Queste invece le altre condanne, emerse dalla sentenza di ieri mattina: Colomba Breglia 14 anni, Enza Breglia 7 anni e 10 mesi, Luigi Gargiulo 8 anni e 5 mesi, Gabrella Ortu 8 anni e un mese, Valeria Carsana 2 anni e 10 mesi e Antonio Carfora un anno. Quest’ultimo è il figlio del ras Nicola, all’ergastolo per l’omicidio dell’imprenditore caseario Michele Cavaliere. E’ ancora latitante invece Vincenzo Di Martino, figlio di Leonardo (ritenuto a capo dell’omonima organizzazione malavitosa di via Iuvani, a Gragnano), a sua volta imputato nel processo.

L’attività d’indagine ha smascherato un fitto giro di spaccio di stupefacenti, che partiva da Castellammare di Stabia e Gragnano e andava a rifornire (grazie ai pusher legati ai clan) i locali della penisola sorrentina. Tra le figure principali di questa operazione, è sicuramente una figura di primo piano quella di Massimo Terminiello. Il 42enne è infatti ritenuto dagli inquirenti una figura di spicco del clan D’Alessandro di Castellammare. A fare scalpore in questa operazione è invece il ruolo delle donne, integrate nel sistema dello spaccio di sostanze stupefacenti sul territorio.

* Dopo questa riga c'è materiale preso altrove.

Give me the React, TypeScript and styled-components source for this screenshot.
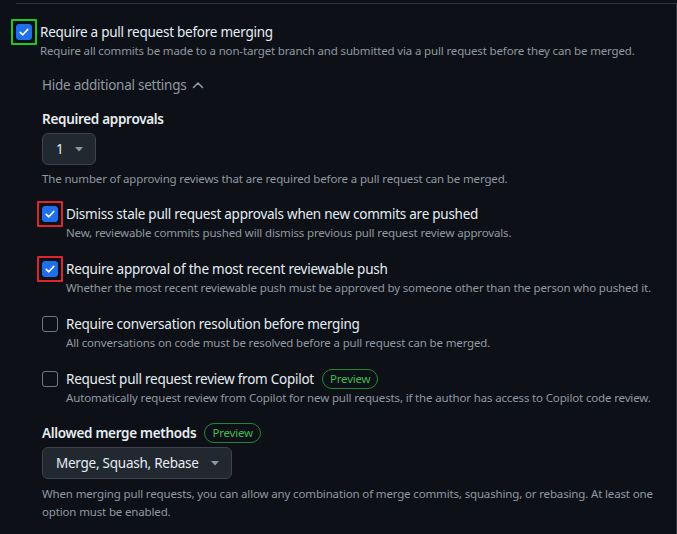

In 8 condannati a più di 50 anni di carcere

In passato, altre inchieste delle forze dell’ordine avevano portato alla luce l’interesse del clan D’Alessandro anche sulla movida della penisola sorrentina, attraverso giovanissimi insospettabili della zona. Al punto da imporre dj di propria fiducia nei locali della zona e pestando anche chi si rifiutava di sottostare ai diktat della cosca. Un business, quello della droga, particolarmente fiorente per i clan D’Alessandro e Di Martino, tra cui vige un patto di alleanza ormai decennale grazie ad un matrimonio tra le due famiglie.